The present disclosure is generally related to video coding, and is specifically related to efficient signaling of coding tool parameters used to compress video data in video coding.
The amount of video data needed to depict even a relatively short video can be substantial, which may result in difficulties when the data is to be streamed or otherwise communicated across a communications network with limited bandwidth capacity. Thus, video data is generally compressed before being communicated across modern day telecommunications networks. The size of a video could also be an issue when the video is stored on a storage device because memory resources may be limited. Video compression devices often use software and/or hardware at the source to code the video data prior to transmission or storage, thereby decreasing the quantity of data needed to represent digital video images. The compressed data is then received at the destination by a video decompression device that decodes the video data. With limited network resources and ever increasing demands of higher video quality, improved compression and decompression techniques that improve compression ratio with little to no sacrifice in image quality are desirable.
In an embodiment, the disclosure includes a method implemented in a decoder, the method comprising: receiving, by a receiver of the decoder, a bitstream comprising a plurality of adaptation parameter sets (APSs) including a plurality of APS types associated with a coded slice, wherein each APS includes a corresponding APS identifier (ID), and wherein each of the APS types uses a separate value space for the APS IDs; decoding, by the processor, the coded slice using parameters from the plurality of APSs obtained based on the APS IDs; and forwarding, by the processor, the decoding results for display as part of a decoded video sequence. An APS is used to maintain data that relates to multiple slices over multiple pictures. The present disclosure describes various APS related improvements. In the present example, each APS includes an APS ID. Further, each APS type includes a separate value space for corresponding APS IDs. Such value spaces can overlap. Accordingly, an APS of a first type, such as an adaptive loop filter (ALF) APS, can include the same APS ID as an APS of a second type, such a luma mapping with chroma scaling (LMCS) APS. This is accomplished by identifying each APS by a combination of an APS parameter type and an APS ID. By allowing each APS type to include a different value space, the codec does not need to check across APS types for ID conflicts. Further, by allowing the value spaces to overlap, the codec can avoid employing larger ID values, which results in a bit savings. As such, employing separate overlapping value spaces for APSs of different types increases coding efficiency and hence reduces the usage of network resources, memory resources, and/or processing resources at the encoder and the decoder.

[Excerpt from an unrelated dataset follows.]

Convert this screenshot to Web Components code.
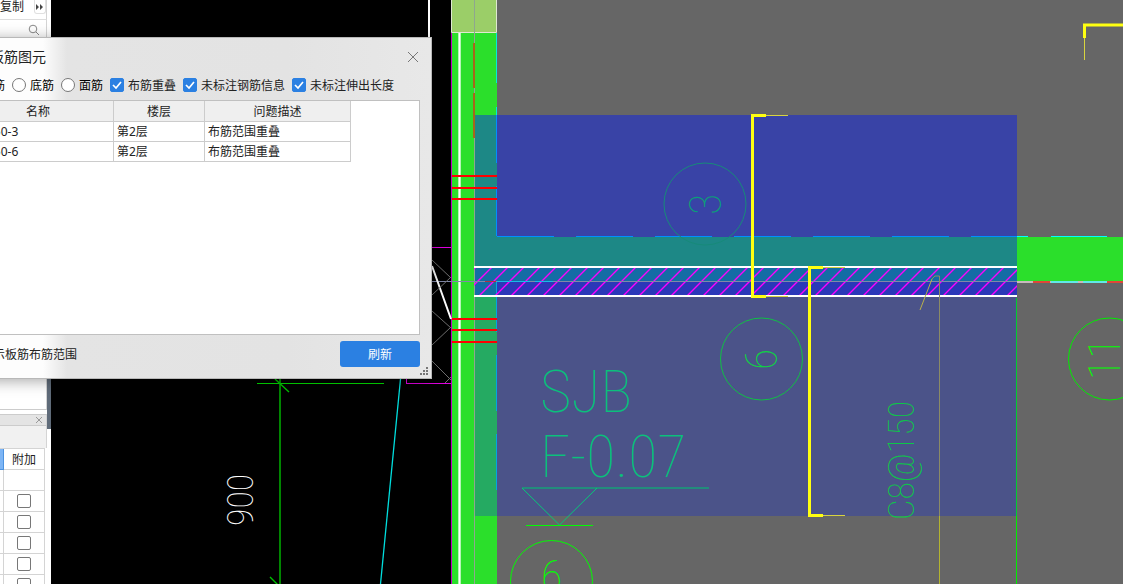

Optionally, in any of the preceding aspects, another implementation of the aspect provides, wherein the separate value spaces are overlapping.
Optionally, in any of the preceding aspects, another implementation of the aspect provides, wherein the plurality of APS types include an ALF type containing ALF parameters, a scaling list type containing scaling list parameters, and a LMCS type containing LMCS parameters.
Optionally, in any of the preceding aspects, another implementation of the aspect provides, wherein each APS includes an APS parameter type (aps_params_type) code set to a predefined value indicating a type of parameters included in the each APS.
Optionally, in any of the preceding aspects, another implementation of the aspect provides, wherein a current APS includes a current APS ID selected from a predefined range across a current value space, wherein the current APS ID is related to a previous APS ID associated with a previous APS of a same type as the current APS, and wherein the current APS ID is not related to another previous APS ID associated with another previous APS of a different type than the current APS.
Optionally, in any of the preceding aspects, another implementation of the aspect provides, wherein each of the separate value spaces extend over a predefined range, and wherein the predefined ranges are determined based on the APS types.
Optionally, in any of the preceding aspects, another implementation of the aspect provides, wherein each APS is identified by a combination of a current APS type and a current APS ID.
In an embodiment, the disclosure includes a method implemented in an encoder, the method comprising: encoding, by a processor of the encoder, a slice into a bitstream as a coded slice; determining, by the processor, a plurality of types of parameters employed for encoding the coded slice; encoding into the bitstream, by the processor, the plurality of types of parameters in a plurality of APSs by including the plurality of types of parameters in a plurality of APS types; assigning, by the processor, a corresponding APS ID to each of the APSs such that each of the APS types uses a separate value space for the APS IDs; encoding, by the processor, each APS ID into the plurality of APSs; storing, by a memory coupled to the processor, the bitstream for communication toward a decoder. An APS is used to maintain data that relates to multiple slices over multiple pictures. The present disclosure describes various APS related improvements. In the present example, each APS includes an APS ID. Further, each APS type includes a separate value space for corresponding APS IDs. Such value spaces can overlap. Accordingly, an APS of a first type (e.g., an ALF APS) can include the same APS ID as an APS of a second type (e.g., a LMCS APS). This is accomplished by identifying each APS by a combination of an APS parameter type and an APS ID. By allowing each APS type to include a different value space, the codec does not need to check across APS types for ID conflicts. Further, by allowing the value spaces to overlap, the codec can avoid employing larger ID values, which results in a bit savings. As such, employing separate overlapping value spaces for APSs of different types increases coding efficiency and hence reduces the usage of network resources, memory resources, and/or processing resources at the encoder and the decoder
Optionally, in any of the preceding aspects, another implementation of the aspect provides, wherein the separate value spaces are overlapping.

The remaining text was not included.